The request: Using the listing below, copy exactly the lines from the one containing "Rebuild this screenshot" to the one containing "import React from", both lines included, and no others.

___ Material to process ___

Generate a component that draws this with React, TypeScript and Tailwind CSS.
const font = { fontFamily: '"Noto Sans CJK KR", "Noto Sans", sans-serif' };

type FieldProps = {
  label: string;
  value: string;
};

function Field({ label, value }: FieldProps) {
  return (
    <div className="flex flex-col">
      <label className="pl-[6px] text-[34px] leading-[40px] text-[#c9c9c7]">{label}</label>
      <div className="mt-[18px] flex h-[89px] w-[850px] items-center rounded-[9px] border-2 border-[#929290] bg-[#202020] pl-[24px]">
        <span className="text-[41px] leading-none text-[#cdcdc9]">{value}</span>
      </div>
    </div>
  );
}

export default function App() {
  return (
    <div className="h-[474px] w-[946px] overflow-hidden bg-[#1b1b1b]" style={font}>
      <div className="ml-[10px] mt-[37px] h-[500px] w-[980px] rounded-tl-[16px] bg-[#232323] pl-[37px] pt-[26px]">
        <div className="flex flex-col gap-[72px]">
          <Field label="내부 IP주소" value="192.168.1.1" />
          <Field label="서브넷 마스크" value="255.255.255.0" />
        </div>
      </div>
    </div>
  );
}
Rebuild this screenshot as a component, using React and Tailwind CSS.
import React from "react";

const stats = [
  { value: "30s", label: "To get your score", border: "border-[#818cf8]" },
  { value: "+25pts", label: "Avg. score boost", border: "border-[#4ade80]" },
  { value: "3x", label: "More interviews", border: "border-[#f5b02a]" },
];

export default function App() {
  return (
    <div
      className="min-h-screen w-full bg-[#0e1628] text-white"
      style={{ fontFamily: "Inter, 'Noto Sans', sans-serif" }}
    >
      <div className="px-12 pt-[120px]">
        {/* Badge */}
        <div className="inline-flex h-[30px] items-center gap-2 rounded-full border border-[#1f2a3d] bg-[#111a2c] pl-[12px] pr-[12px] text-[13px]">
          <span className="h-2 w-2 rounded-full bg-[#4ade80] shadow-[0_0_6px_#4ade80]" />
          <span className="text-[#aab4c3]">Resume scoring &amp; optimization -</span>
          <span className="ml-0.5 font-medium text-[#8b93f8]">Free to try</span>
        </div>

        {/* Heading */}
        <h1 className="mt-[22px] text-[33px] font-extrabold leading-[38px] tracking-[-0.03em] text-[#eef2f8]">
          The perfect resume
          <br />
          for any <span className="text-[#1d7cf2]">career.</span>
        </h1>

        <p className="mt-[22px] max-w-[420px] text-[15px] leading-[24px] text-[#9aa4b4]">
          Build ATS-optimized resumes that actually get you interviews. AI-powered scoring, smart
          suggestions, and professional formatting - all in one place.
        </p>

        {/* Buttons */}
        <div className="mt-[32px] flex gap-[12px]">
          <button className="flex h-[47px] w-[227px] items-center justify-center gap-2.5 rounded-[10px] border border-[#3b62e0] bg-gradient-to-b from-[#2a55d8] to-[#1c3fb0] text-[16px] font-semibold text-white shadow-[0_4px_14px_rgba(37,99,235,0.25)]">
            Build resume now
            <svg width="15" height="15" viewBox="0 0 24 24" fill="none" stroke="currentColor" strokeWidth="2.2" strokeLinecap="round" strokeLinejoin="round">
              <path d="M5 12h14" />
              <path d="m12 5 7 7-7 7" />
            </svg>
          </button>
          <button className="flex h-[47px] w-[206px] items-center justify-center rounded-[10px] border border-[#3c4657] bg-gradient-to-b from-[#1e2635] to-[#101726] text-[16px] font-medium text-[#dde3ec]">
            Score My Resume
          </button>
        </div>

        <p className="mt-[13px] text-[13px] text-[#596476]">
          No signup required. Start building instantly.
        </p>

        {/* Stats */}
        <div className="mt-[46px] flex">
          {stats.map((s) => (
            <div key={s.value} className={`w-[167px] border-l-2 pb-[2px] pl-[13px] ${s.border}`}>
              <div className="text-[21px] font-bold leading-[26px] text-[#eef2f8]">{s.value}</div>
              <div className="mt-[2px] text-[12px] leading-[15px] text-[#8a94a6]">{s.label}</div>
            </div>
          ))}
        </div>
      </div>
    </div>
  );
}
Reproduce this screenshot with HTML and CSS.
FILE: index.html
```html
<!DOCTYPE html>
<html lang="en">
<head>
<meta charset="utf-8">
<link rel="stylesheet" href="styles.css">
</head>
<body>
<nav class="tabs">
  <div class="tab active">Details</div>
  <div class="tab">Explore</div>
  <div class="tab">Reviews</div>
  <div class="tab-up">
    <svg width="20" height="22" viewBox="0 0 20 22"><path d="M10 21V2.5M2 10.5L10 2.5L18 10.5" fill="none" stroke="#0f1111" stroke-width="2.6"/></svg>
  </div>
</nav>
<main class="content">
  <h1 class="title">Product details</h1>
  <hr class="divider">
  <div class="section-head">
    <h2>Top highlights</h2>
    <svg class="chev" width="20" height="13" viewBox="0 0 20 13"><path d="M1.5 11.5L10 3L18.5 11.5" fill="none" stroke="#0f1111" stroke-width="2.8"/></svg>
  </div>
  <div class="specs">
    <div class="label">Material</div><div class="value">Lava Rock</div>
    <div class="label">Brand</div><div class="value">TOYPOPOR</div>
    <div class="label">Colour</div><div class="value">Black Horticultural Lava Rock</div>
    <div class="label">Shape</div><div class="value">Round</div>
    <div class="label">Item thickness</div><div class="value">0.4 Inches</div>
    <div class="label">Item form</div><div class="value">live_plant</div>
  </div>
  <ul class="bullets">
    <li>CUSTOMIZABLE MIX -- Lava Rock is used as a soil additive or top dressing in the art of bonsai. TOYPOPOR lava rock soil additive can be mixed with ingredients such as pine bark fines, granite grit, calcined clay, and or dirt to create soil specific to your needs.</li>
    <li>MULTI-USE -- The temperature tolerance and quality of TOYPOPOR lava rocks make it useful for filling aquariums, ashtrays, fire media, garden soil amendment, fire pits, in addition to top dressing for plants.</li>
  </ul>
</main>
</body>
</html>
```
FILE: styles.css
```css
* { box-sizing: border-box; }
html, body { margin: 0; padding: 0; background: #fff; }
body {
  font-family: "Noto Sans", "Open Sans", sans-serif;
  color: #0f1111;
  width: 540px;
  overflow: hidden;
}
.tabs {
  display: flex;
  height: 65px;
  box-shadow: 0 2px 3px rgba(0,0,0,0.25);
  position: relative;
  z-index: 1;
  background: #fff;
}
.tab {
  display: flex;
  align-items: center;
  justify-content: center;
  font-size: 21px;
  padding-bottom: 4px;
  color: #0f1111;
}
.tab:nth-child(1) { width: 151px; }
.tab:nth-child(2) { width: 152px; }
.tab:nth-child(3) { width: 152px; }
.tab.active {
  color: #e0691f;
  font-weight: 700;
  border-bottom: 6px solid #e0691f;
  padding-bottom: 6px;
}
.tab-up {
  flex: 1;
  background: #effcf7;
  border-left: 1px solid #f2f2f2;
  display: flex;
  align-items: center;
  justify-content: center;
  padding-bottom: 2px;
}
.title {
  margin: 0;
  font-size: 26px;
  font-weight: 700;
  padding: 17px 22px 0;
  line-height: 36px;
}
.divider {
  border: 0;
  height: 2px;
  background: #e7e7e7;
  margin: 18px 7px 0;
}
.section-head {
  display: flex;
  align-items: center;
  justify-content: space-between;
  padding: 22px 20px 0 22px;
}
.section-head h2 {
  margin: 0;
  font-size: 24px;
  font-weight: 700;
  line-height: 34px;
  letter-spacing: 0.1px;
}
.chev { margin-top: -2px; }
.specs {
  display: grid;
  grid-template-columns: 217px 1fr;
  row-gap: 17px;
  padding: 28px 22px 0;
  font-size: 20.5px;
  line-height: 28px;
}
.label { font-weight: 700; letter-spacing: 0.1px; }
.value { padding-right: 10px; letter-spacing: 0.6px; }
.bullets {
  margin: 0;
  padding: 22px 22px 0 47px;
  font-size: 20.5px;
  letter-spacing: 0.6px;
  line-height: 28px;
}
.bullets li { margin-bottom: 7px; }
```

___

Reply:
Rebuild this screenshot as a component, using React and Tailwind CSS.
import React from "react";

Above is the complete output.